■ Problem details ■
Set down each line of the data below exactly as it stands, dropping the pictures.

□ □ □ □ □ □ □

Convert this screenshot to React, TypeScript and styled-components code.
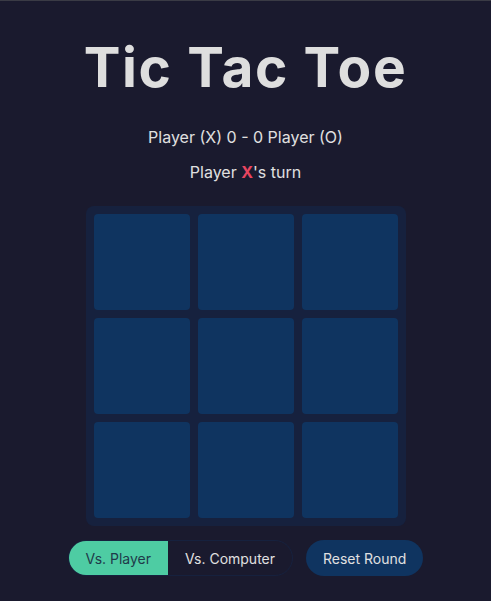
import React, { useState } from 'react';
import styled, { createGlobalStyle } from 'styled-components';

const GlobalStyle = createGlobalStyle`
  html, body {
    margin: 0;
    padding: 0;
    background: #1a1a2e;
  }
  body {
    font-family: Inter, "Noto Sans", sans-serif;
    color: #e0e0e0;
    border-top: 1px solid #3a3b45;
  }
`;

const Page = styled.main`
  display: flex;
  flex-direction: column;
  align-items: center;
  min-height: 600px;
`;

const Title = styled.h1`
  margin: 33px 0 0;
  font-size: 55px;
  line-height: 66px;
  font-weight: 700;
  letter-spacing: 1.6px;
  color: #dedede;
`;

const Score = styled.p`
  margin: 25px 0 0;
  font-size: 16px;
  line-height: 24px;
`;

const Turn = styled.p`
  margin: 11px 0 0;
  font-size: 16px;
  line-height: 24px;
`;

const Mark = styled.span<{ $player: 'X' | 'O' }>`
  font-weight: 700;
  color: ${({ $player }) => ($player === 'X' ? '#e94560' : '#4ecca3')};
`;

const Board = styled.div`
  margin-top: 22px;
  display: grid;
  grid-template-columns: repeat(3, 96px);
  grid-auto-rows: 96px;
  gap: 8px;
  padding: 8px;
  background: #16213e;
  border-radius: 8px;
`;

const Cell = styled.button`
  border: none;
  border-radius: 4px;
  background: #0f3460;
  cursor: pointer;
  padding: 0;
`;

const Controls = styled.div`
  margin-top: 14px;
  display: flex;
  gap: 13px;
`;

const Toggle = styled.div`
  display: flex;
  height: 36px;
  border: 1px solid #16213e;
  border-radius: 18px;
  overflow: hidden;
  box-sizing: border-box;
`;

const ToggleButton = styled.button<{ $active: boolean }>`
  border: none;
  padding: 0 17px;
  font-family: inherit;
  font-size: 14px;
  background: ${({ $active }) => ($active ? '#4ecca3' : 'transparent')};
  color: ${({ $active }) => ($active ? '#1f3a4a' : '#e0e0e0')};
  cursor: pointer;
`;

const ResetButton = styled.button`
  height: 36px;
  border: none;
  border-radius: 18px;
  padding: 0 17px;
  font-family: inherit;
  font-size: 14px;
  background: #0f3460;
  color: #e0e0e0;
  cursor: pointer;
`;

export default function App() {
  const [mode, setMode] = useState<'player' | 'computer'>('player');
  const cells = Array.from({ length: 9 });

  return (
    <>
      <GlobalStyle />
      <Page>
        <Title>Tic Tac Toe</Title>
        <Score>Player (X) 0 - 0 Player (O)</Score>
        <Turn>
          Player <Mark $player="X">X</Mark>'s turn
        </Turn>
        <Board>
          {cells.map((_, i) => (
            <Cell key={i} aria-label={`cell ${i + 1}`} />
          ))}
        </Board>
        <Controls>
          <Toggle>
            <ToggleButton $active={mode === 'player'} onClick={() => setMode('player')}>
              Vs. Player
            </ToggleButton>
            <ToggleButton $active={mode === 'computer'} onClick={() => setMode('computer')}>
              Vs. Computer
            </ToggleButton>
          </Toggle>
          <ResetButton>Reset Round</ResetButton>
        </Controls>
      </Page>
    </>
  );
}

□ □ □ □ □ □ □

■ Full response ■
Convert this screenshot to React, TypeScript and styled-components code.
import React, { useState } from 'react';
import styled, { createGlobalStyle } from 'styled-components';

const GlobalStyle = createGlobalStyle`
  html, body {
    margin: 0;
    padding: 0;
    background: #1a1a2e;
  }
  body {
    font-family: Inter, "Noto Sans", sans-serif;
    color: #e0e0e0;
    border-top: 1px solid #3a3b45;
  }
`;

const Page = styled.main`
  display: flex;
  flex-direction: column;
  align-items: center;
  min-height: 600px;
`;

const Title = styled.h1`
  margin: 33px 0 0;
  font-size: 55px;
  line-height: 66px;
  font-weight: 700;
  letter-spacing: 1.6px;
  color: #dedede;
`;

const Score = styled.p`
  margin: 25px 0 0;
  font-size: 16px;
  line-height: 24px;
`;

const Turn = styled.p`
  margin: 11px 0 0;
  font-size: 16px;
  line-height: 24px;
`;

const Mark = styled.span<{ $player: 'X' | 'O' }>`
  font-weight: 700;
  color: ${({ $player }) => ($player === 'X' ? '#e94560' : '#4ecca3')};
`;

const Board = styled.div`
  margin-top: 22px;
  display: grid;
  grid-template-columns: repeat(3, 96px);
  grid-auto-rows: 96px;
  gap: 8px;
  padding: 8px;
  background: #16213e;
  border-radius: 8px;
`;

const Cell = styled.button`
  border: none;
  border-radius: 4px;
  background: #0f3460;
  cursor: pointer;
  padding: 0;
`;

const Controls = styled.div`
  margin-top: 14px;
  display: flex;
  gap: 13px;
`;

const Toggle = styled.div`
  display: flex;
  height: 36px;
  border: 1px solid #16213e;
  border-radius: 18px;
  overflow: hidden;
  box-sizing: border-box;
`;

const ToggleButton = styled.button<{ $active: boolean }>`
  border: none;
  padding: 0 17px;
  font-family: inherit;
  font-size: 14px;
  background: ${({ $active }) => ($active ? '#4ecca3' : 'transparent')};
  color: ${({ $active }) => ($active ? '#1f3a4a' : '#e0e0e0')};
  cursor: pointer;
`;

const ResetButton = styled.button`
  height: 36px;
  border: none;
  border-radius: 18px;
  padding: 0 17px;
  font-family: inherit;
  font-size: 14px;
  background: #0f3460;
  color: #e0e0e0;
  cursor: pointer;
`;

export default function App() {
  const [mode, setMode] = useState<'player' | 'computer'>('player');
  const cells = Array.from({ length: 9 });

  return (
    <>
      <GlobalStyle />
      <Page>
        <Title>Tic Tac Toe</Title>
        <Score>Player (X) 0 - 0 Player (O)</Score>
        <Turn>
          Player <Mark $player="X">X</Mark>'s turn
        </Turn>
        <Board>
          {cells.map((_, i) => (
            <Cell key={i} aria-label={`cell ${i + 1}`} />
          ))}
        </Board>
        <Controls>
          <Toggle>
            <ToggleButton $active={mode === 'player'} onClick={() => setMode('player')}>
              Vs. Player
            </ToggleButton>
            <ToggleButton $active={mode === 'computer'} onClick={() => setMode('computer')}>
              Vs. Computer
            </ToggleButton>
          </Toggle>
          <ResetButton>Reset Round</ResetButton>
        </Controls>
      </Page>
    </>
  );
}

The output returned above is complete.